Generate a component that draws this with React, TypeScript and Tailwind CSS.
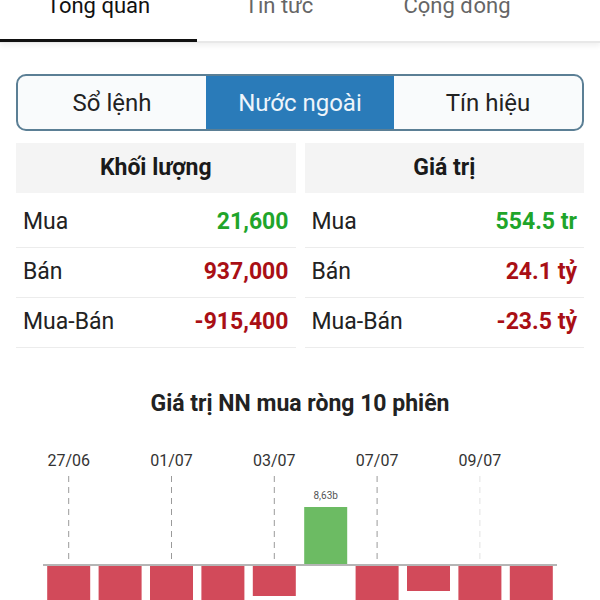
import React from 'react';

const topTabs = [
    { label: 'Tổng quan', w: 'w-[197px]', active: true },
    { label: 'Tin tức', w: 'w-[164px]', active: false },
    { label: 'Cộng đồng', w: 'w-[192px]', active: false },
];

const segments = ['Sổ lệnh', 'Nước ngoài', 'Tín hiệu'];

const volumeRows = [
    { label: 'Mua', value: '21,600', up: true },
    { label: 'Bán', value: '937,000', up: false },
    { label: 'Mua-Bán', value: '-915,400', up: false },
];

const valueRows = [
    { label: 'Mua', value: '554.5 tr', up: true },
    { label: 'Bán', value: '24.1 tỷ', up: false },
    { label: 'Mua-Bán', value: '-23.5 tỷ', up: false },
];

// bar ends in chart coords; baseline is y=126 inside the svg
const bars = [
    { bottom: 220 },
    { bottom: 220 },
    { bottom: 220 },
    { bottom: 220 },
    { bottom: 157 },
    { top: 68, positive: true },
    { bottom: 220 },
    { bottom: 152 },
    { bottom: 220 },
    { bottom: 220 },
];

const dates = ['27/06', '01/07', '03/07', '07/07', '09/07'];

const StatTable = ({ title, rows }: { title: string; rows: typeof volumeRows }) => (
    <div className="flex flex-col">
        <div className="h-[50px] bg-[#f4f4f4] flex items-center justify-center text-[23px] font-bold text-[#1a1a1a]">
            {title}
        </div>
        <div className="mt-[5px]">
            {rows.map((r) => (
                <div key={r.label} className="h-[50px] flex items-center justify-between border-b border-[#ececec] pl-[7px] pr-[7px]">
                    <span className="text-[23px] text-[#222]">{r.label}</span>
                    <span className={`text-[23px] font-bold ${r.up ? 'text-[#1fa52b]' : 'text-[#a90f15]'}`}>{r.value}</span>
                </div>
            ))}
        </div>
    </div>
);

const NetChart = () => {
    const x0 = 43;
    const slot = 51.4;
    const barW = 43;
    const base = 126;
    return (
        <svg width="600" height="180" className="block">
            {dates.map((d, i) => {
                const cx = x0 + slot * (i * 2 + 0.5);
                return (
                    <g key={d}>
                        <text x={cx} y={27} textAnchor="middle" fontSize="16" fill="#333" fontFamily="Roboto">{d}</text>
                        <line x1={cx} y1={37} x2={cx} y2={120} stroke={i === 4 ? '#e2e2e2' : '#9a9a9a'} strokeWidth="1" strokeDasharray="6 5" />
                    </g>
                );
            })}
            {bars.map((b, i) => {
                const x = x0 + slot * i + (slot - barW) / 2;
                if (b.positive) {
                    return (
                        <g key={i}>
                            <rect x={x} y={b.top} width={barW} height={base - b.top!} fill="#6cbb63" />
                            <text x={x + barW / 2} y={60} textAnchor="middle" fontSize="10" fill="#555" fontFamily="Roboto">8,63b</text>
                        </g>
                    );
                }
                return <rect key={i} x={x} y={base + 1} width={barW} height={b.bottom! - base - 1} fill="#d24a5a" />;
            })}
            <line x1={x0} y1={base} x2={557} y2={base} stroke="#b5b5b5" strokeWidth="2" />
        </svg>
    );
};

export default function App() {
    return (
        <div className="w-[600px] h-[600px] overflow-hidden bg-white font-['Roboto',sans-serif]">
            {/* Top tabs */}
            <div className="relative h-[43px] flex border-b-2 border-[#e8e8e8] shadow-[0_3px_5px_rgba(0,0,0,0.06)]">
                {topTabs.map((t) => (
                    <div key={t.label} className={`${t.w} relative flex justify-center`}>
                        <span className={`-mt-[5px] text-[22px] leading-[22px] ${t.active ? 'text-[#111]' : 'text-[#666]'}`}>{t.label}</span>
                        {t.active && <span className="absolute left-0 right-0 bottom-[-1px] h-[3px] bg-[#111]"></span>}
                    </div>
                ))}
            </div>

            <div className="px-4">
                {/* Segmented control */}
                <div className="mt-[31px] h-[57px] grid grid-cols-3 rounded-[10px] border-2 border-[#5b7f95] overflow-hidden bg-[#f9fbfc]">
                    {segments.map((s, i) => (
                        <div
                            key={s}
                            className={`flex items-center justify-center text-[24px] ${i === 1 ? 'bg-[#2a7bb9] text-[#eef5fb]' : 'text-[#222]'}`}
                        >
                            {s}
                        </div>
                    ))}
                </div>

                {/* Foreign trading tables */}
                <div className="mt-[12px] grid grid-cols-2 gap-[9px]">
                    <StatTable title="Khối lượng" rows={volumeRows} />
                    <StatTable title="Giá trị" rows={valueRows} />
                </div>
            </div>

            {/* Chart */}
            <div className="mt-[43px] text-center text-[23px] font-bold text-[#222] leading-[26px]">Giá trị NN mua ròng 10 phiên</div>
            <div className="mt-[22px]">
                <NetChart />
            </div>
        </div>
    );
}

Task to complete: Repeat the material above verbatim. Leave the pictures behind.

Written response:
Generate a component that draws this with React, TypeScript and Tailwind CSS.
import React from 'react';

const topTabs = [
    { label: 'Tổng quan', w: 'w-[197px]', active: true },
    { label: 'Tin tức', w: 'w-[164px]', active: false },
    { label: 'Cộng đồng', w: 'w-[192px]', active: false },
];

const segments = ['Sổ lệnh', 'Nước ngoài', 'Tín hiệu'];

const volumeRows = [
    { label: 'Mua', value: '21,600', up: true },
    { label: 'Bán', value: '937,000', up: false },
    { label: 'Mua-Bán', value: '-915,400', up: false },
];

const valueRows = [
    { label: 'Mua', value: '554.5 tr', up: true },
    { label: 'Bán', value: '24.1 tỷ', up: false },
    { label: 'Mua-Bán', value: '-23.5 tỷ', up: false },
];

// bar ends in chart coords; baseline is y=126 inside the svg
const bars = [
    { bottom: 220 },
    { bottom: 220 },
    { bottom: 220 },
    { bottom: 220 },
    { bottom: 157 },
    { top: 68, positive: true },
    { bottom: 220 },
    { bottom: 152 },
    { bottom: 220 },
    { bottom: 220 },
];

const dates = ['27/06', '01/07', '03/07', '07/07', '09/07'];

const StatTable = ({ title, rows }: { title: string; rows: typeof volumeRows }) => (
    <div className="flex flex-col">
        <div className="h-[50px] bg-[#f4f4f4] flex items-center justify-center text-[23px] font-bold text-[#1a1a1a]">
            {title}
        </div>
        <div className="mt-[5px]">
            {rows.map((r) => (
                <div key={r.label} className="h-[50px] flex items-center justify-between border-b border-[#ececec] pl-[7px] pr-[7px]">
                    <span className="text-[23px] text-[#222]">{r.label}</span>
                    <span className={`text-[23px] font-bold ${r.up ? 'text-[#1fa52b]' : 'text-[#a90f15]'}`}>{r.value}</span>
                </div>
            ))}
        </div>
    </div>
);

const NetChart = () => {
    const x0 = 43;
    const slot = 51.4;
    const barW = 43;
    const base = 126;
    return (
        <svg width="600" height="180" className="block">
            {dates.map((d, i) => {
                const cx = x0 + slot * (i * 2 + 0.5);
                return (
                    <g key={d}>
                        <text x={cx} y={27} textAnchor="middle" fontSize="16" fill="#333" fontFamily="Roboto">{d}</text>
                        <line x1={cx} y1={37} x2={cx} y2={120} stroke={i === 4 ? '#e2e2e2' : '#9a9a9a'} strokeWidth="1" strokeDasharray="6 5" />
                    </g>
                );
            })}
            {bars.map((b, i) => {
                const x = x0 + slot * i + (slot - barW) / 2;
                if (b.positive) {
                    return (
                        <g key={i}>
                            <rect x={x} y={b.top} width={barW} height={base - b.top!} fill="#6cbb63" />
                            <text x={x + barW / 2} y={60} textAnchor="middle" fontSize="10" fill="#555" fontFamily="Roboto">8,63b</text>
                        </g>
                    );
                }
                return <rect key={i} x={x} y={base + 1} width={barW} height={b.bottom! - base - 1} fill="#d24a5a" />;
            })}
            <line x1={x0} y1={base} x2={557} y2={base} stroke="#b5b5b5" strokeWidth="2" />
        </svg>
    );
};

export default function App() {
    return (
        <div className="w-[600px] h-[600px] overflow-hidden bg-white font-['Roboto',sans-serif]">
            {/* Top tabs */}
            <div className="relative h-[43px] flex border-b-2 border-[#e8e8e8] shadow-[0_3px_5px_rgba(0,0,0,0.06)]">
                {topTabs.map((t) => (
                    <div key={t.label} className={`${t.w} relative flex justify-center`}>
                        <span className={`-mt-[5px] text-[22px] leading-[22px] ${t.active ? 'text-[#111]' : 'text-[#666]'}`}>{t.label}</span>
                        {t.active && <span className="absolute left-0 right-0 bottom-[-1px] h-[3px] bg-[#111]"></span>}
                    </div>
                ))}
            </div>

            <div className="px-4">
                {/* Segmented control */}
                <div className="mt-[31px] h-[57px] grid grid-cols-3 rounded-[10px] border-2 border-[#5b7f95] overflow-hidden bg-[#f9fbfc]">
                    {segments.map((s, i) => (
                        <div
                            key={s}
                            className={`flex items-center justify-center text-[24px] ${i === 1 ? 'bg-[#2a7bb9] text-[#eef5fb]' : 'text-[#222]'}`}
                        >
                            {s}
                        </div>
                    ))}
                </div>

                {/* Foreign trading tables */}
                <div className="mt-[12px] grid grid-cols-2 gap-[9px]">
                    <StatTable title="Khối lượng" rows={volumeRows} />
                    <StatTable title="Giá trị" rows={valueRows} />
                </div>
            </div>

            {/* Chart */}
            <div className="mt-[43px] text-center text-[23px] font-bold text-[#222] leading-[26px]">Giá trị NN mua ròng 10 phiên</div>
            <div className="mt-[22px]">
                <NetChart />
            </div>
        </div>
    );
}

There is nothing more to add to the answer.